What happened

Juno Therapeutics (NASDAQ:JUNO), a clinical-stage biotech, saw its shares gain a whopping 87% in January, according to S&P Global Market Intelligence.

The stock took flight after the company reportedly agreed to a $9 billion all-cash buyout offer from its largest stakeholder and development partner Celgene Corp. (NASDAQ:CELG) last month.

A rocket taking off.

Image source: Getty Images.

So what

While Juno's shareholders likely cheered this news, Celgene's have been decidedly less enthusiastic, with the biotech's stock price falling by nearly 5% ever since the initial rumor of this deal was leaked in mid-January.

The culprit? The overarching problem is that this rather pricey deal won't have an immediate impact on Celgene's top line. Juno's lead CAR-T therapy candidate, JCAR017, isn't expected to hit the market as a treatment for advanced B-cell non-Hodgkin lymphoma until 2019, after all. 

Now what

The long-term value of this deal to Celgene's shareholders is also in serious doubt for one clear reason: JCAR017 requires individualized procedures that make it exceedingly difficult to manufacture on a commercial scale.

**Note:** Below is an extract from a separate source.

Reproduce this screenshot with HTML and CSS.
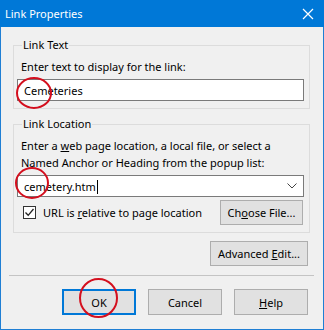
FILE: index.html
```html
<!DOCTYPE html>
<html lang="en">
<head>
  <meta charset="UTF-8" />
  <title>Link Properties</title>
  <link rel="stylesheet" href="styles.css">
</head>
<body>
  <div class="window">
    <div class="titlebar">
      <span class="title">Link Properties</span>
      <svg class="close" width="12" height="12" viewBox="0 0 12 12">
        <path d="M1 1 L11 11 M11 1 L1 11" stroke="#fff" stroke-width="1.2" fill="none" />
      </svg>
    </div>

    <div class="content">
      <fieldset class="group">
        <legend>Link Text</legend>
        <div class="label">Enter text to display for the link:</div>
        <div class="textbox">Cemeteries</div>
      </fieldset>

      <fieldset class="group group-location">
        <legend>Link Location</legend>
        <div class="label label-wrap">Enter a <u>w</u>eb page location, a local file, or select a<br>Named Anchor or Heading from the popup list:</div>
        <div class="textbox combo">
          <span>cemetery.htm<span class="caret"></span></span>
          <svg class="chevron" width="10" height="6" viewBox="0 0 10 6">
            <path d="M0.5 0.5 L5 5 L9.5 0.5" stroke="#444" stroke-width="1" fill="none" />
          </svg>
        </div>
        <div class="check-row">
          <label class="check">
            <span class="box">
              <svg width="11" height="11" viewBox="0 0 11 11">
                <path d="M1.5 5.5 L4.2 8.3 L9.5 2" stroke="#222" stroke-width="1.3" fill="none" />
              </svg>
            </span>
            <span>URL is <u>r</u>elative to page location</span>
          </label>
          <button class="btn btn-choose">Ch<u>o</u>ose File...</button>
        </div>
      </fieldset>

      <div class="advanced-row">
        <button class="btn btn-advanced">Advanced <u>E</u>dit...</button>
      </div>
    </div>

    <div class="separator"></div>

    <div class="footer">
      <button class="btn btn-default">OK</button>
      <button class="btn">Cancel</button>
      <button class="btn"><u>H</u>elp</button>
    </div>

    <svg class="marks" width="324" height="330" viewBox="0 0 324 330">
      <ellipse cx="34" cy="93" rx="17" ry="15" />
      <ellipse cx="32" cy="183" rx="16" ry="15" />
      <ellipse cx="98.5" cy="298" rx="18.5" ry="19" />
    </svg>
  </div>
</body>
</html>
```

FILE: styles.css
```css
body {
  margin: 0;
  font-family: "Noto Sans", sans-serif;
  font-size: 11px;
  color: #000;
  background-color: #fff;
}

.window {
  position: relative;
  width: 322px;
  height: 329px;
  background-color: #f0f0f0;
  border: 1px solid #1f7fd4;
  border-top: none;
}

.titlebar {
  height: 27px;
  margin: 0 -1px;
  padding: 0 10px 0 5px;
  background-color: #0078d7;
  color: #fff;
  display: flex;
  align-items: center;
  justify-content: space-between;
}

.title {
  font-size: 11px;
  margin-top: -1px;
}

.content {
  padding: 10px 13px 0 12px;
}

.group {
  margin: 0;
  padding: 6px 5px 7px 3px;
  border: 1px solid #dcdcdc;
  min-width: 0;
}

.group legend {
  padding: 0 1px;
  margin-left: 5px;
  line-height: 16px;
}

.group-location {
  margin-top: 7px;
  padding-top: 5px;
}

.label {
  line-height: 16px;
  padding-left: 4px;
}

.label-wrap {
  line-height: 17px;
}

.textbox {
  margin-top: 4px;
  height: 20px;
  border: 1px solid #7a7a7a;
  background-color: #fff;
  padding: 0 6px;
  display: flex;
  align-items: center;
}

.combo {
  justify-content: space-between;
  padding-right: 6px;
}

.caret {
  display: inline-block;
  width: 1px;
  height: 14px;
  background-color: #000;
  vertical-align: -3px;
  margin-left: 1px;
}

.check-row {
  margin-top: 3px;
  display: flex;
  align-items: center;
  justify-content: space-between;
}

.check {
  display: flex;
  align-items: center;
  gap: 7px;
  padding-left: 6px;
}

.box {
  width: 11px;
  height: 11px;
  border: 1px solid #333;
  background-color: #fff;
  display: flex;
}

.btn {
  font-family: inherit;
  font-size: 11px;
  color: #000;
  background-color: #e1e1e1;
  border: 1px solid #adadad;
  height: 25px;
  padding: 0;
  margin: 0;
}

.btn-choose {
  width: 83px;
  margin-right: 1px;
}

.advanced-row {
  display: flex;
  justify-content: flex-end;
  margin-top: 8px;
  padding-right: 2px;
}

.btn-advanced {
  width: 98px;
}

.separator {
  margin: 9px 9px 0 8px;
  height: 1px;
  background-color: #c4c4c4;
}

.footer {
  display: flex;
  justify-content: flex-end;
  gap: 12px;
  margin-top: 13px;
  padding-right: 15px;
}

.footer .btn {
  width: 74px;
  height: 26px;
}

.footer .btn-default {
  border: 2px solid #0078d7;
}

.marks {
  position: absolute;
  left: -1px;
  top: 0;
  pointer-events: none;
}

.marks ellipse {
  fill: none;
  stroke: #d40f1e;
  stroke-width: 2;
}
```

During clinical trials, for instance, the current cohort of Food and Drug Administration-approved CAR-T therapies were assessed on hundreds of patients -- not the thousands required to push their sales into the billions. Unfortunately, this scalability problem, which has plagued CAR-Ts from the onset, has yet to be adequately addressed.

The long and short of it is that the complex manufacturing process behind these first-generation CAR-Ts may limit their commercial potential in a significant way -- implying that Celgene might have just grossly overpaid for Juno.